Stolzenburg recalls that the machine was not the hit that he thought it would be, as the bike suffered from a terminal horsepower problem, as in way too much.

“The trouble was that it accelerated so hard that when you got to the corner, it didn’t want to turn left,” Stolzenburg says.

Not exactly the ideal handling characteristics for a dirt-track machine.

“You had to kind of road race it and make big circles, kind of like what Roberts had to do at Indy that time [1975],” Stolzenburg recalls. “You had to use the whole racetrack to get around on it because it had too short a wheelbase, and it would break the rear wheel loose really quickly. If you weren’t careful, it would put you on your ass in a hurry. You had to be a real throttle jockey to ride it.”

Fortunately, Stolzenburg had access to a real throttle jockey: 1960s cushion master Ronnie Rall, a Grand National-winning rider with whom Stolzenburg had a special relationship.

“I built Ronnie’s first KR out of everything that Fuhr [business partner Edgar Fuhr] threw away, back in 1960,” Stolzenburg says. “That was the first time that Ronnie ever rode a Harley, at Zanesville [Ohio] on Labor Day. He had fastest time of the day as a probationary Novice, and he would run that thing into the corners so hard on the primary cover that the wheels weren’t even touching the racetrack. I had to keep pulling it off and pounding it out so that it didn’t hit the clutch.”

Stolzenburg figured that if anyone could tame the Buffalo, Rall could.

“I put that Buffalo together, and we just thought that we’d try something different,” Stolzenburg says. “He’d take the thing clear out to the straw bales before he would make his turn. We ran the thing up in Troy [Ohio] one night, and I remember the rear brake froze. The disc was red hot, and he still almost beat Gary Scott with it, but when he pulled off the track and through the pit gate, the rear wheel just started sliding because the brake was just tight.”

But on the racetrack, the Buffalo had so much horsepower that it could turn the rear wheel through the dragging calipers without even breaking a sweat.

Rall ultimately stepped away from the project, but Stolzenburg’s faith in the Water Buffalo as a potentially stellar dirt tracker remained high. In 1975, he had plans to revive the beast when reigning AMA Grand National Champion Kenny Roberts made history by winning the Indy Mile aboard a Kel Carruthers-built factory Yamaha TZ700 on August 22, 1975. Seeing the handwriting on the wall, the AMA banned the two-stroke multis from competition shortly thereafter.

“I’d already had the frame on order when Roberts won that race, and then AMA banned the multi-cylinders,” Stolzenburg says. “I went ahead and bought the frame anyway, but I never did finish it. I still have the thing.

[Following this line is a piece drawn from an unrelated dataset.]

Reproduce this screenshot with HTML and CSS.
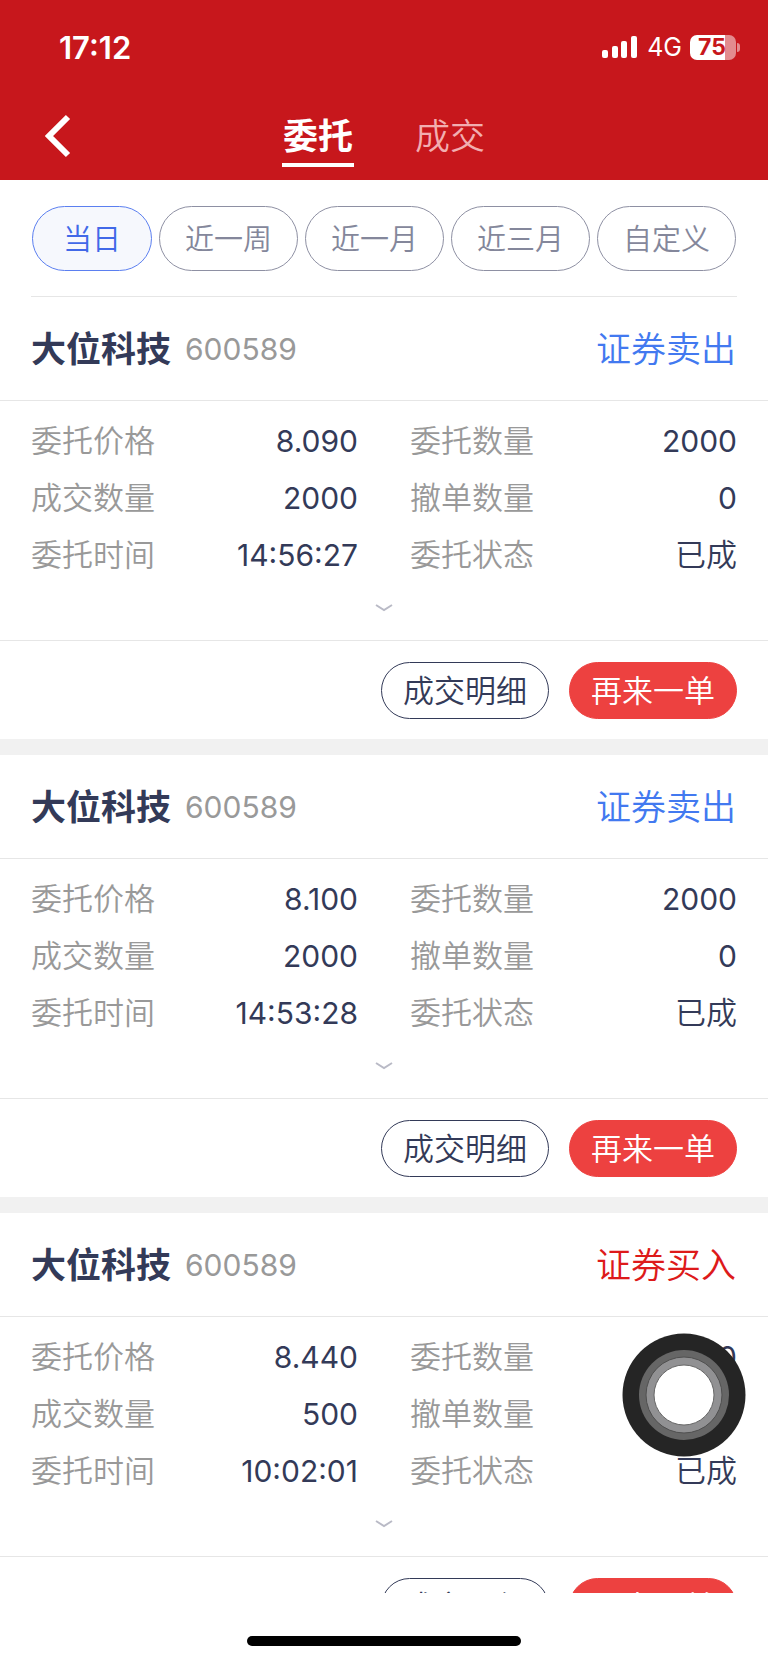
FILE: index.html
```html
<!DOCTYPE html>
<html lang="zh-CN">
<head>
  <meta charset="UTF-8">
  <meta name="viewport" content="width=device-width, initial-scale=1.0">
  <title>委托</title>
  <link rel="stylesheet" href="styles.css">
</head>
<body>
  <header class="header">
    <div class="status-bar">
      <span class="time">17:12</span>
      <div class="status-icons">
        <svg class="signal" width="36" height="22" viewBox="0 0 36 22" fill="#fff">
          <rect x="0" y="14" width="6" height="8" rx="2"/>
          <rect x="10" y="10" width="6" height="12" rx="2"/>
          <rect x="19" y="5" width="6" height="17" rx="2"/>
          <rect x="29" y="0" width="6" height="22" rx="2"/>
        </svg>
        <span class="network">4G</span>
        <div class="battery"><span class="battery-level">75</span></div>
      </div>
    </div>
    <nav class="nav">
      <button class="back" aria-label="返回">
        <svg width="26" height="44" viewBox="0 0 26 44" fill="none" stroke="#fff" stroke-width="6">
          <path d="M23 3 L4 22 L23 41"/>
        </svg>
      </button>
      <div class="tabs">
        <a class="tab active" href="#orders">委托</a>
        <a class="tab" href="#deals">成交</a>
      </div>
    </nav>
  </header>

  <div class="filters">
    <button class="filter active">当日</button>
    <button class="filter">近一周</button>
    <button class="filter">近一月</button>
    <button class="filter">近三月</button>
    <button class="filter">自定义</button>
  </div>

  <main class="orders" id="orders">
    <article class="order">
      <div class="order-head">
        <h2 class="name">大位科技</h2>
        <span class="code">600589</span>
        <span class="side sell">证券卖出</span>
      </div>
      <div class="order-body">
        <dl class="details">
          <div class="item"><dt>委托价格</dt><dd>8.090</dd></div>
          <div class="item"><dt>委托数量</dt><dd>2000</dd></div>
          <div class="item"><dt>成交数量</dt><dd>2000</dd></div>
          <div class="item"><dt>撤单数量</dt><dd>0</dd></div>
          <div class="item"><dt>委托时间</dt><dd>14:56:27</dd></div>
          <div class="item"><dt>委托状态</dt><dd class="state">已成</dd></div>
        </dl>
        <button class="expand" aria-label="展开">
          <svg width="18" height="8" viewBox="0 0 18 8" fill="none" stroke="#b9bac6" stroke-width="2"><path d="M1 1 L9 6 L17 1"/></svg>
        </button>
      </div>
      <div class="order-actions">
        <button class="btn">成交明细</button>
        <button class="btn btn-primary">再来一单</button>
      </div>
    </article>

    <article class="order">
      <div class="order-head">
        <h2 class="name">大位科技</h2>
        <span class="code">600589</span>
        <span class="side sell">证券卖出</span>
      </div>
      <div class="order-body">
        <dl class="details">
          <div class="item"><dt>委托价格</dt><dd>8.100</dd></div>
          <div class="item"><dt>委托数量</dt><dd>2000</dd></div>
          <div class="item"><dt>成交数量</dt><dd>2000</dd></div>
          <div class="item"><dt>撤单数量</dt><dd>0</dd></div>
          <div class="item"><dt>委托时间</dt><dd>14:53:28</dd></div>
          <div class="item"><dt>委托状态</dt><dd class="state">已成</dd></div>
        </dl>
        <button class="expand" aria-label="展开">
          <svg width="18" height="8" viewBox="0 0 18 8" fill="none" stroke="#b9bac6" stroke-width="2"><path d="M1 1 L9 6 L17 1"/></svg>
        </button>
      </div>
      <div class="order-actions">
        <button class="btn">成交明细</button>
        <button class="btn btn-primary">再来一单</button>
      </div>
    </article>

    <article class="order">
      <div class="order-head">
        <h2 class="name">大位科技</h2>
        <span class="code">600589</span>
        <span class="side buy">证券买入</span>
      </div>
      <div class="order-body">
        <dl class="details">
          <div class="item"><dt>委托价格</dt><dd>8.440</dd></div>
          <div class="item"><dt>委托数量</dt><dd>500</dd></div>
          <div class="item"><dt>成交数量</dt><dd>500</dd></div>
          <div class="item"><dt>撤单数量</dt><dd>0</dd></div>
          <div class="item"><dt>委托时间</dt><dd>10:02:01</dd></div>
          <div class="item"><dt>委托状态</dt><dd class="state">已成</dd></div>
        </dl>
        <button class="expand" aria-label="展开">
          <svg width="18" height="8" viewBox="0 0 18 8" fill="none" stroke="#b9bac6" stroke-width="2"><path d="M1 1 L9 6 L17 1"/></svg>
        </button>
      </div>
      <div class="order-actions">
        <button class="btn">成交明细</button>
        <button class="btn btn-primary">再来一单</button>
      </div>
    </article>
  </main>

  <footer class="home-bar">
    <div class="home-indicator"></div>
  </footer>

  <button class="assistive-touch" aria-label="辅助触控">
    <svg width="124" height="124" viewBox="0 0 124 124">
      <circle cx="62" cy="62" r="61.5" fill="#252525"/>
      <circle cx="62" cy="62" r="45" fill="#666"/>
      <circle cx="62" cy="62" r="38" fill="#919193" stroke="#505050" stroke-width="1"/>
      <circle cx="62" cy="62" r="30" fill="#fff" stroke="#666" stroke-width="1"/>
    </svg>
  </button>
</body>
</html>
```
FILE: styles.css
```css
* {
  box-sizing: border-box;
}
body {
  margin: 0;
  height: 100vh;
  display: flex;
  flex-direction: column;
  background: #fff;
  color: #333a58;
  font-family: Inter, "Noto Sans CJK SC", sans-serif;
  font-size: 31px;
}
button {
  margin: 0;
  padding: 0;
  border: none;
  background: none;
  color: inherit;
  font: inherit;
  cursor: pointer;
}
svg {
  display: block;
}

/* header */
.header {
  flex: none;
  background: #c7171c;
  color: #fff;
}
.status-bar {
  height: 94px;
  padding: 0 30px 0 59px;
  display: flex;
  align-items: center;
  justify-content: space-between;
}
.time {
  font-size: 31px;
  font-weight: 600;
}
.status-icons {
  display: flex;
  align-items: center;
}
.network {
  margin: 0 8px 0 9px;
  font-size: 25px;
}
.battery {
  position: relative;
  width: 46px;
  height: 25px;
  margin-right: 2px;
  padding-right: 2px;
  display: flex;
  align-items: center;
  justify-content: center;
  border-radius: 7px;
  background: linear-gradient(to right, #fff 35px, #e38b8e 35px);
}
.battery::after {
  content: "";
  position: absolute;
  top: 8px;
  right: -4px;
  width: 3px;
  height: 9px;
  border-radius: 0 3px 3px 0;
  background: #e38b8e;
}
.battery-level {
  color: #c7171c;
  font-size: 23px;
  font-weight: 700;
  line-height: 25px;
}
.nav {
  height: 86px;
  padding: 0 45px;
  display: grid;
  grid-template-columns: 1fr auto 1fr;
}
.back {
  justify-self: start;
  align-self: center;
  padding-bottom: 3px;
}
.tabs {
  display: flex;
  gap: 60px;
}
.tab {
  height: 73px;
  padding: 0 1px;
  border-bottom: 4px solid transparent;
  color: #f2aeb0;
  font-size: 35px;
  font-weight: 350;
  line-height: 84px;
  text-decoration: none;
}
.tab.active {
  border-color: #fff;
  color: #fff;
  font-weight: 600;
}

/* date filters */
.filters {
  flex: none;
  display: flex;
  justify-content: space-between;
  margin: 0 31px;
  padding: 26px 1px 25px;
  border-bottom: 1px solid #e6e6e6;
}
.filter {
  min-width: 120px;
  height: 65px;
  padding: 0 25px 4px;
  border: 1px solid #8e90a3;
  border-radius: 33px;
  color: #84879b;
  font-size: 29px;
  font-weight: 350;
}
.filter.active {
  border-color: #5b7ff0;
  background: #f6f8fd;
  color: #4169e8;
}

/* orders */
.orders {
  flex: 1;
  min-height: 0;
  overflow: hidden;
}
.order {
  border-bottom: 16px solid #f1f1f1;
}
.order-head {
  height: 104px;
  padding: 0 32px 0 31px;
  display: flex;
  align-items: center;
  border-bottom: 1px solid #e6e6e6;
}
.name {
  margin: 0 14px 0 0;
  padding-bottom: 4px;
  font-size: 35px;
  font-weight: 600;
}
.code {
  color: #999;
  font-size: 30px;
}
.side {
  margin-left: auto;
  padding-bottom: 4px;
  font-size: 35px;
  font-weight: 350;
}
.sell {
  color: #4279f0;
}
.buy {
  color: #dd1a1a;
}
.order-body {
  padding: 11px 31px 7px;
  border-bottom: 1px solid #e6e6e6;
}
.details {
  margin: 0;
  display: grid;
  grid-template-columns: 1fr 1fr;
  column-gap: 52px;
}
.item {
  height: 57px;
  display: flex;
  align-items: center;
  justify-content: space-between;
}
.item dt {
  padding-bottom: 4px;
  color: #999;
  font-weight: 350;
}
.item dd {
  margin: 0;
  font-size: 30px;
}
.item .state {
  padding-bottom: 4px;
  font-size: 31px;
  font-weight: 350;
}
.expand {
  width: 100%;
  height: 50px;
  display: flex;
  align-items: center;
  justify-content: center;
}
.order-actions {
  padding: 21px 31px 20px;
  display: flex;
  justify-content: flex-end;
  gap: 20px;
}
.btn {
  height: 57px;
  padding: 0 21px 4px;
  border: 1px solid #333a58;
  border-radius: 29px;
  font-weight: 350;
}
.btn-primary {
  border-color: #ed4140;
  background: #ed4140;
  color: #fff;
}

/* bottom */
.home-bar {
  flex: none;
  height: 70px;
  padding-top: 43px;
  background: #fff;
}
.home-indicator {
  width: 274px;
  height: 10px;
  margin: 0 auto;
  border-radius: 5px;
  background: #000;
}
.assistive-touch {
  position: fixed;
  right: 22px;
  bottom: 206px;
  border-radius: 50%;
}
```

It’s sitting in a pile in my shop.”

Stolzenburg relates one more story about the big Water Buffalo.

“If you’re gonna talk about that bike, then you have to mention the time that [Steve] Morehead rode it,” Stolzenburg says. “He was a Junior in 1973, and we were at Greenville, Ohio, when his Yamaha blew up. So, his old man came over and asked me if I would let him ride the thing, and I said, ‘Sure.’ Morehead got on it and ran it wide open and lapped the entire field in a 10-lap final, except that on the white-flag lap, he hit a chuck hole in the turn and went over the fence. The bike went under the fence and Morehead went over it. That was the only time that bike was ever crashed, and we could have straightened the handlebars and ran it, but Morehead broke his kneecap in the crash.